About a year ago, the Leopard Hotel in Burslem, Stoke-on-Trent in Staffordshire. was destroyed in a fire. I was distraught because I had painted several murals in the Arnold Bennett suite at the back of the hotel. I had also been an extra in a horror film called Humanus which was partly filmed there. I would love it to be restored. It was old and quirky, and episodes of ‘most haunted’ were recorded around the building. But now? It’s a shell of its former glory.

The Leopard had fallen on hard times when it was taken over by Neil Cox and Neil Crisp in the early 2000’s. They started to pull the business round and bought out the essential quirkiness of the building, organising ghost tours and revising ad improving the good and drink. It was soon a venue people loved to go in. During that time they wanted some murals painting in the back room. I spent a couple of years between 2006 and 2007 painting ten or eleven of them. Why can’t I remember?

I loved doing it, and the figures in the paintings were often based on the locals, I even gave a talk to the local history group about what I had painted and the sources I used to decide on the subjects.

Now? I will definitely visit if its rebuilt. But I don’t think I could physically paint those murals again. And as I was only paid £75 per picture, for two years of work, it was never going to make me a profit, but I did it for the love of Art and the Leopard.

Flaming torches

When I dropped my hubby off at Penkhull it was amazing to see three or four hundred people crowded on either side of the road getting ready to set off on the Wassail. There were people carrying lit flaming torches which Sent sparks up into the windy air. I let hubby out of the car next to the Domesday Morris dancers, they were dressed in their costumes with fairy lights wrapped around their hats. The sun was about to set and I wished I was going with them down the hill to the ancient apple tree to beat its boughs so that it will be fruitful in autumn. They would be walking around some of the boundaries of the village and stopping off to dance on the church green then calling in at the local pubs and the choir I am with would be singing Wassail songs outside them. Unfortunately I missed all of that. But I went home and had a rest instead.

Curry dragons eye

A mad idea, a curry dragon! I was just going to write about a nice curry we ate and I was looking for a photo but my finger slipped and I chose this photo instead. But a curry dragon, why not? There have been soup dragons that lived with the clangers that lived on a moon on TV in the sixties and seventies. Now I could imagine a hot fiery and spicy curry that could fly away and set fire to the table.

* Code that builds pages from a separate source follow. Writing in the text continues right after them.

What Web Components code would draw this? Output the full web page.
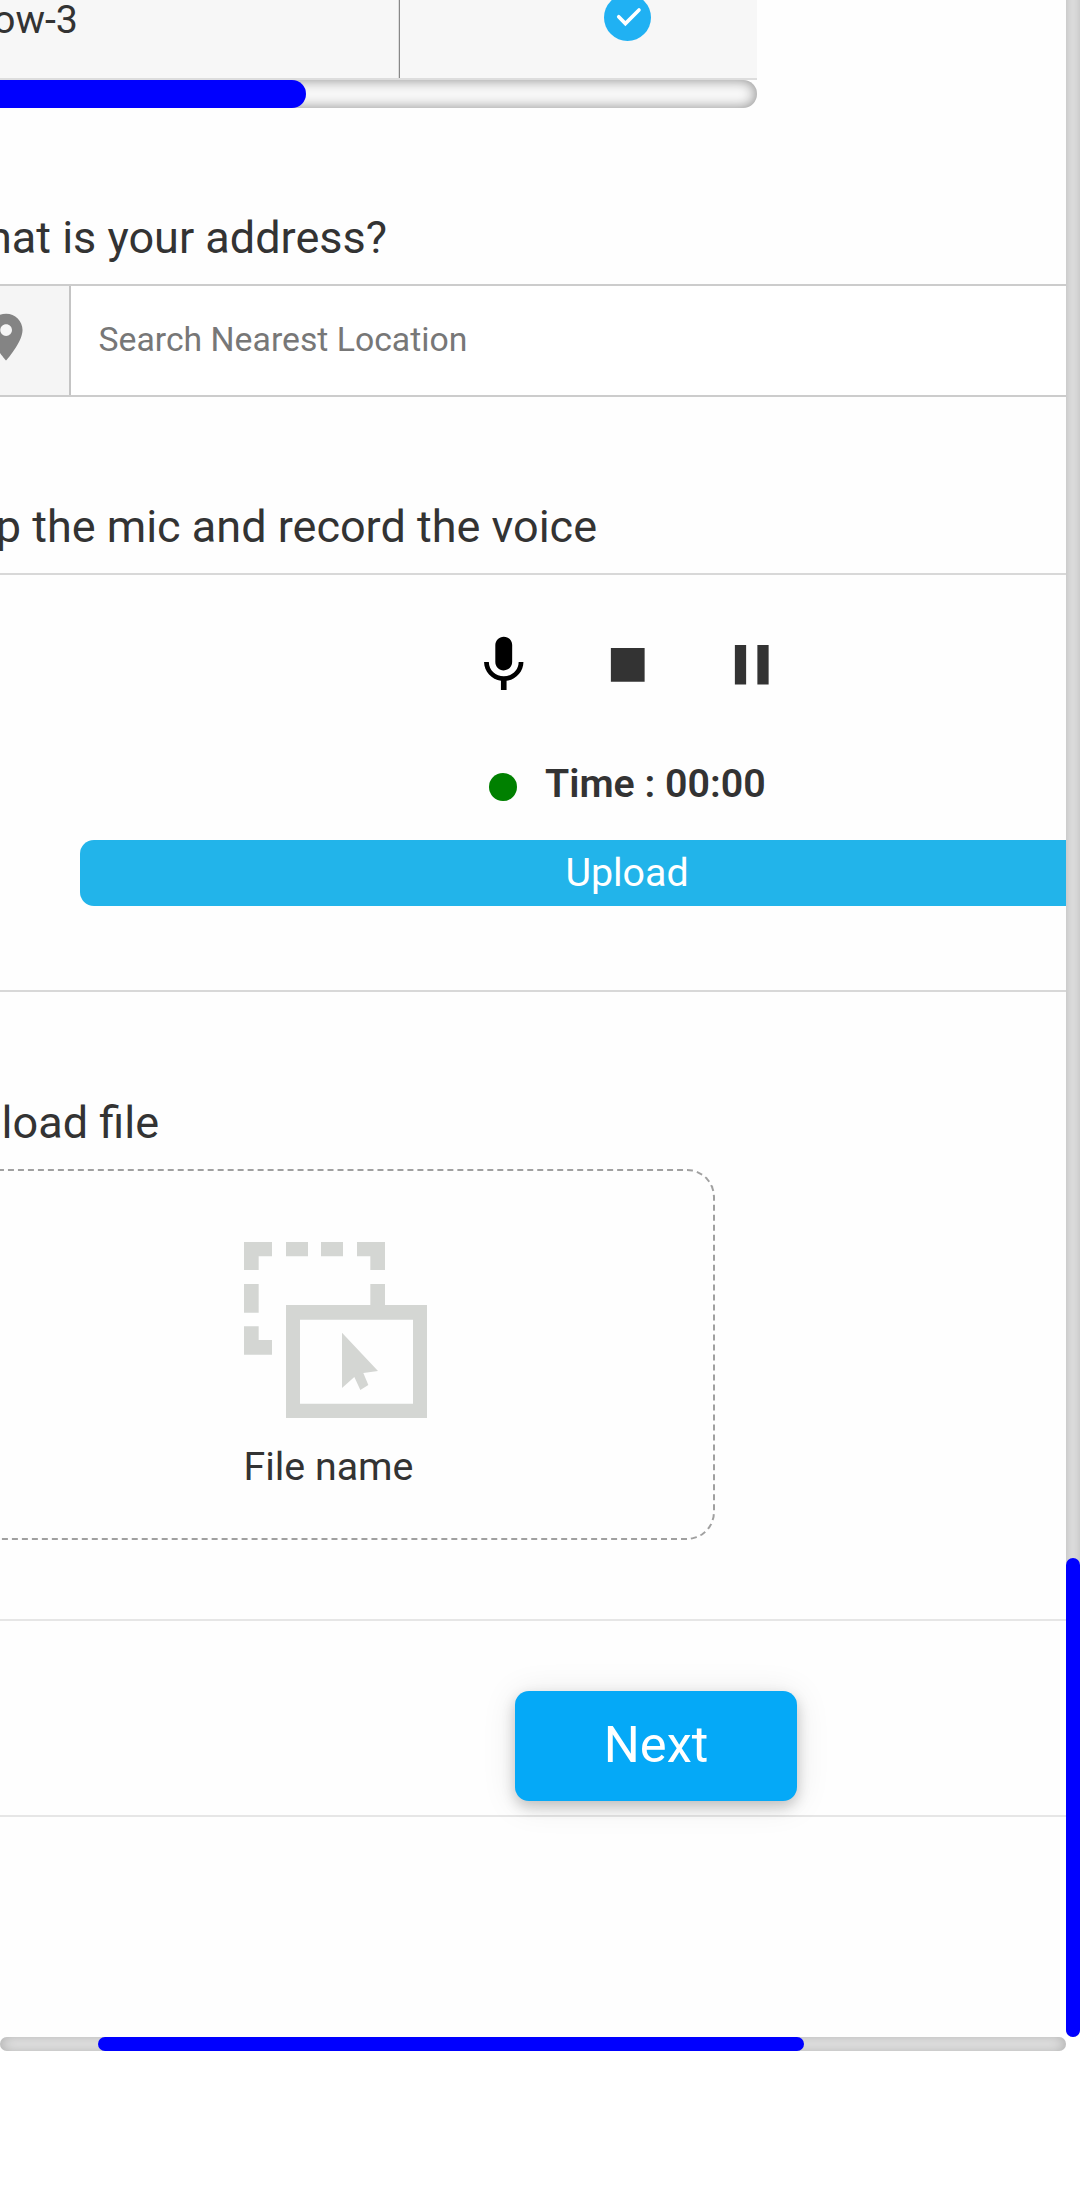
<!DOCTYPE html>
<html lang="en">
<head>
<meta charset="utf-8">
<title>Survey form</title>
<style>
html,body{margin:0;padding:0;background:#fff}
body{width:1080px;height:2208px;overflow:hidden;font-family:Roboto,"Liberation Sans",sans-serif;color:#333}
</style>
</head>
<body>
<survey-page>
  <matrix-table label="Row-3"></matrix-table>
  <form-heading style="--end:387px;--top:100px">What is your address?</form-heading>
  <address-search placeholder="Search Nearest Location"></address-search>
  <form-heading style="--end:597px;--top:100px">Tap the mic and record the voice</form-heading>
  <voice-recorder time="Time : 00:00">Upload</voice-recorder>
  <form-heading style="--end:159px;--top:101px">Upload file</form-heading>
  <file-drop>File name</file-drop>
  <form-footer>Next</form-footer>
</survey-page>
<script>
function define(name, html) {
  const tpl = document.createElement('template');
  tpl.innerHTML = html;
  customElements.define(name, class extends HTMLElement {
    constructor() {
      super();
      this.attachShadow({mode: 'open'}).append(tpl.content.cloneNode(true));
    }
    connectedCallback() {
      this.shadowRoot.querySelectorAll('[data-attr]').forEach(n => {
        n.textContent = this.getAttribute(n.dataset.attr) || '';
      });
    }
  });
}

define('scroll-bar', `
<style>
:host{display:flex;box-sizing:border-box;border-radius:14px;background:var(--track,#eee);box-shadow:inset 0 0 var(--blur,14px) var(--shade,#aaa)}
:host([axis=y]){flex-direction:column}
.lead{flex:0 0 var(--start,0px)}
.thumb{flex:0 0 var(--size);border-radius:var(--thumb-radius,14px);background:#00f}
</style><div class="lead"></div><div class="thumb"></div>`);

define('survey-page', `
<style>
:host{display:grid;grid-template:2037px 14px / 1066px 14px;width:1080px;height:2208px;overflow:hidden}
main{display:flex;flex-direction:column;overflow:hidden;background:#fefefe;min-width:0}
.v{--start:1558px;--size:479px;height:2057px;margin-top:-20px;--start:1578px}
.h{--start:98px;--size:706px}
</style>
<main><slot></slot></main>
<scroll-bar class="v" axis="y"></scroll-bar>
<scroll-bar class="h"></scroll-bar>`);

define('matrix-table', `
<style>
:host{display:block;width:757px;height:108px;flex:none}
.row{display:flex;height:117px;margin-top:-39px;background:#f7f7f7;border-bottom:2px solid #ddd;font-size:39.375px;line-height:50px}
.name{box-sizing:border-box;width:400px;padding-right:321px;display:flex;align-items:center;justify-content:flex-end;white-space:nowrap;border-right:1px solid #888;box-shadow:inset -1px 0 #ddd}
.pick{flex:1;display:flex;align-items:center;padding-left:204px}
svg{display:block;width:47px;height:47px;margin-top:-4px}
scroll-bar{width:757px;height:28px;--track:#fafafa;--shade:#888;--size:306px;--thumb-radius:0 14px 14px 0;border-radius:0 14px 14px 0}
</style>
<div class="row"><div class="name"><span data-attr="label"></span></div>
<div class="pick"><svg viewBox="0 0 47 47"><circle cx="23.5" cy="23.5" r="23.5" fill="#20b1f3"/><path d="M14.7 23l6.7 6.9L35 16.3" transform="translate(0 -.3)" fill="none" stroke="#fff" stroke-width="3.6" stroke-linecap="round"/></svg></div></div>
<scroll-bar></scroll-bar>`);

define('form-heading', `
<style>
:host{display:flex;flex:none;justify-content:flex-end;width:var(--end);margin-top:var(--top);height:60px;margin-bottom:16px;font-size:45px;line-height:60px;white-space:nowrap}
</style><span><slot></slot></span>`);

define('address-search', `
<style>
:host{display:flex;flex:none;height:109px;border:solid #ccc;border-width:2px 0;background:#fff}
.pin{width:69px;background:#f5f5f5;border-right:2px solid #c4c4c4;display:flex;align-items:center}
svg{display:block;flex:none;width:56.25px;height:56.25px;margin:-7px 0 0 -21.8px}
.field{flex:1;padding:0 0 2px 27.5px;display:flex;align-items:center;font-size:33.75px;line-height:44px;color:#777}
</style>
<div class="pin"><svg viewBox="0 0 24 24"><path fill="#848484" d="M12 2C8.13 2 5 5.13 5 9c0 5.25 7 13 7 13s7-7.75 7-13c0-3.87-3.13-7-7-7zm0 9.500c-1.380 0-2.500-1.120-2.500-2.500s1.120-2.500 2.500-2.500 2.500 1.120 2.500 2.500-1.120 2.500-2.500 2.500z"/></svg></div>
<div class="field"><span data-attr="placeholder"></span></div>`);

define('voice-recorder', `
<style>
:host{display:flex;flex:none;flex-direction:column;box-sizing:border-box;height:419px;border:solid #d8d8d8;border-width:2px 0}
.tools{display:flex;gap:56.25px;height:67.5px;padding:55.5px 0 0 470px}
svg{display:block;width:67.5px;height:67.5px}
.time{display:flex;align-items:center;height:50px;margin-top:61px;padding-left:489px;font-size:39.375px;line-height:50px;font-weight:600;white-space:nowrap}
.dot{width:28px;height:28px;border-radius:50%;background:green;margin:5px 28px 0 0}
.upload{width:1094px;height:66px;margin:31px 0 0 80px;border-radius:14px;background:#22b4ea;color:#fff;font-size:39.375px;line-height:65px;text-align:center}
</style>
<div class="tools">
<svg viewBox="0 0 24 24"><path d="M12 14c1.660 0 2.990-1.340 2.990-3L15 5c0-1.660-1.340-3-3-3S9 3.340 9 5v6c0 1.660 1.340 3 3 3zm5.300-3c0 3-2.540 5.100-5.300 5.100S6.700 14 6.700 11H5c0 3.410 2.720 6.230 6 6.720V21h2v-3.280c3.280-.48 6-3.300 6-6.720h-1.700z"/></svg>
<svg viewBox="0 0 24 24"><path fill="#333" d="M6 6h12v12H6z"/></svg>
<svg viewBox="0 0 24 24"><path fill="#333" d="M6 19h4V5H6v14zm8-14v14h4V5h-4z"/></svg>
</div>
<div class="time"><i class="dot"></i><span data-attr="time"></span></div>
<div class="upload"><slot></slot></div>`);

define('file-drop', `
<style>
:host{display:block;flex:none;height:450px}
.box{box-sizing:border-box;width:775px;height:371px;margin-left:-60px;padding:71px 0 0 302px;border:2px dashed #a0a0a0;border-radius:28px;display:flex;flex-direction:column;align-items:flex-start}
svg{display:block;width:183px;height:176px;flex:none}
span{margin-top:24px;margin-left:-.6px;font-size:39.375px;line-height:50px}
</style>
<div class="box">
<svg viewBox="72 66 549 528" fill="#d4d6d3">
<path d="M72 66h84v43h-40v41H72zM198 66h66v43h-66zM303 66h66v43h-66zM411 66h84v84h-44v-41h-40zM451 192h44v64h-44zM72 192h44v86H72zM72 319h44v41h40v44H72z"/>
<path fill-rule="evenodd" d="M198 255h423v339H198zM240 299v252h339V299z"/>
<path d="M366 338l108 115-44 6 15 36-24 15-18-39-37 33z"/>
</svg>
<span><slot></slot></span></div>`);

define('form-footer', `
<style>
:host{display:flex;flex:none;box-sizing:border-box;height:198px;border:solid #e6e6e6;border-width:2px 0;padding:70px 0 0 515px}
.btn{width:282px;height:110px;border-radius:14px;background:#05a9f7;color:#fff;text-align:center;font-size:50.625px;line-height:107px;box-shadow:0 6px 14px rgba(0,0,0,.2),0 3px 34px rgba(0,0,0,.1)}
</style><div class="btn"><slot></slot></div>`);
</script>
</body>
</html>
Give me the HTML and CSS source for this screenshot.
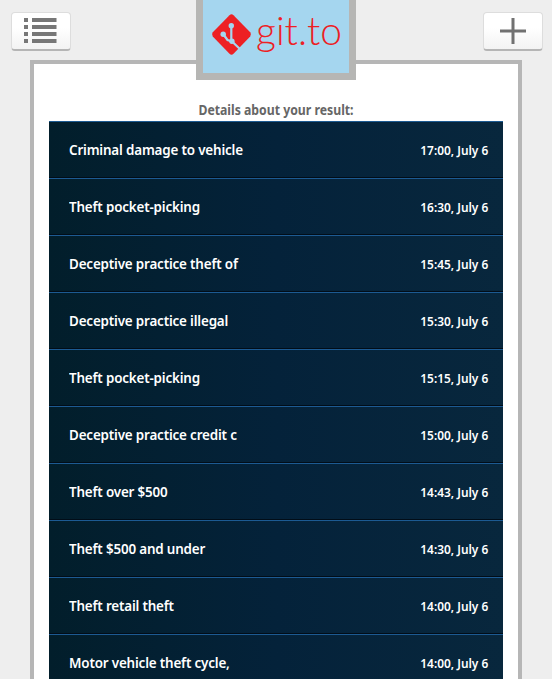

Riot outside Leopard Hotel…

Still proud of this mural that I painted in the Leopard Hotel in Burslem in about 2006 or 2007. The hotel burnt down earlier this year ans all my murals were destroyed. Someone asked if the murals had been removed from the building? No they were painted directly onto the wall with emulsion paint. These were some of my favourite works and I was devastated when they went up in smoke. The root crowd included local people and staff of the Leopard Hotel plus my hubby. A lady called Margaret Moxom used an image of it for her book. The riot was in 1842 and a man was shit dead during it.

Fire?

I don’t know what happened but there was a fire last week on the old Falcon Works pottery site near us. We saw a column of smoke rising from behind the Portmeirion pottery that is across the road from us. Then we heard a fire engine heading towards the pottery. The smell was very strange, like burnt rubber. My hubby went for a walk round the back of the works when we got back from Cornwall, he said it just looked the same as normal?

It turns out that the land has recently been sold to developers. Could this be a coincidence? A lot of old derelict industrial sites in the area seem to be hit by suspected arson recently. It is worrying to think of the damage being done to our heritage.

My Burslem Angel mural

Thank you Sharon Crisp for sending me a photo of my Burslem Angel mural (lost in the fire in the Leopard Hotel in Burslem). It was painted in emulsion directly into a framed area on the wall that had originally been filled with flock wallpaper. I had asked if anyone had images of my murals a few months ago. This one was missing as was on of a woman standing outside a pottery with a row of bottle kilns. I’m really pleased to see this again.

I think it’s interesting how the clouds in the background look like smoke or flames.

Leopardess

Here is a better photo of my mural that was destroyed in a fire at the Leopard Hotel in Burslem earlier in the year. The landlady was said to have come over from the Caribbean and married an English man. She then ran the hotel. The trouble is I painted this in 2006? I honestly can’t remember the story I was told and now the hotel is gone.